Parts of it rang true. Others were obviously part of the under-grad experience. It got me to thinking I ought share a brief “Day in the Life” for my work at Dominican GSLIS. I’d be interested to hear what other LIS professors do as well. I chose Wednesday because it’s my busiest “school” day. I also have 2 weekend classes this semester – three meetings each throughout our 15 weeks. Other days of the week are spent working on writing, class prep and speaking here and there. Many days I’m home in Indiana as well.

A Day in the Life of an LIS Educator

I’ll be describing a typical Wednesday. After a couple early morning hours drinking my tea, posting some stuff to TTW, catching up on email and feeds and looking over the To Do list (which I need to call “Next Actions” in good GTD fashion but it never seems to be that focused), I head to campus. I have late morning office hours to be available to the daytime or full time students, but usually I don’t see anyone in person. Emails from students or a Facebook question might come in. I might be checking the citations formatting for an article I’m finishing: highlighting the citation in the text and checking it in the references list just like I did in school. Or I might be finishing up a longer blog post.

Lunch hour might be spent with colleagues – typically off campus for a chat session, or “exchange of ideas” – read “here’s what happened in my classes this week” — or solo looking over the material for the evening class. It’s good to give the readings a once-over for questions and discussion in class. A board member of the student association might stop by and check in. I’m the adviser for our group this semester. I might also be grading short reaction papers to various articles. I look for critical thinking, flow of argument and error free writing. This always conflicts with my ideas about “the Culture of Perfect,” but we have to be able to communicate effectively in writing in our profession. Grading, in general, puts me through the paces because I so want students to do well. I’ve really grown in that aspect these past few semesters. It’s hard to grade down but I hope it ultimately helps the student grow.

Every Wednesday afternoon, at 1:30, Faculty Council convenes. We discuss an agenda of various items and report out from various sub-committees. As chair of the GSLIS IT Committee, I share our meeting minutes with the whole faculty. The funny thing is, I was very quiet in early meetings my first year teaching. I felt it was better to get the lay of the land before talking too much. Recently, I reported on our ongoing work with new technologies for teaching such as AdobeConnect. Other reports are shared and there’s general discussion – and some laugh out loud moments too! We’re prepping for our COA visit these days so that’s on everyone’s mind.

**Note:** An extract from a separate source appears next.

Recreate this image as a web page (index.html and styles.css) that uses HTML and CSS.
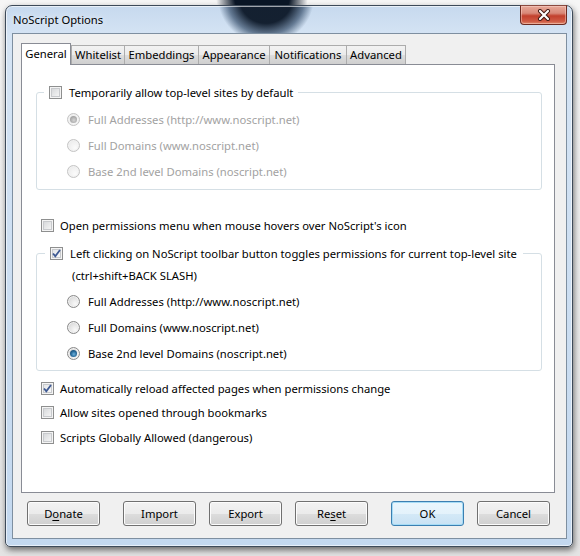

After Faculty Council, I gather my things and head into downtown Chicago. Dominican offers courses in various off-site locations and faculty take turns teaching there. This semester I’m teaching LIS701 Introduction to Library and Information Science in the Staff Development Office Training Room at Chicago Public Library. I have office hours for the downtown students from 4-5pm at Panera Bread and then head into CPL for class. We discuss the week’s articles, I lecture from the readings a bit and the students breakout into discussion groups. Last night, for example we spent 2 hours on collection development. I absolutely love this module and enjoy sharing some SJCPL stories.

After class, I’m done for the day and I head back to Oak Park. The late evening before bed is usually spent watching an iTunes TV show, Netflix movie or reading a bit of whatever is in the stack by my bed. I may check in with the TTW Contributors and answer a few more emails, send some texts, etc. I go to bed early these days because there’s tea waiting in the morning and I really enjoy watching the sun come up.

I’m interested in other “Day in the Life” posts – please share yours. And maybe Kyle or Lee will share a day as a student.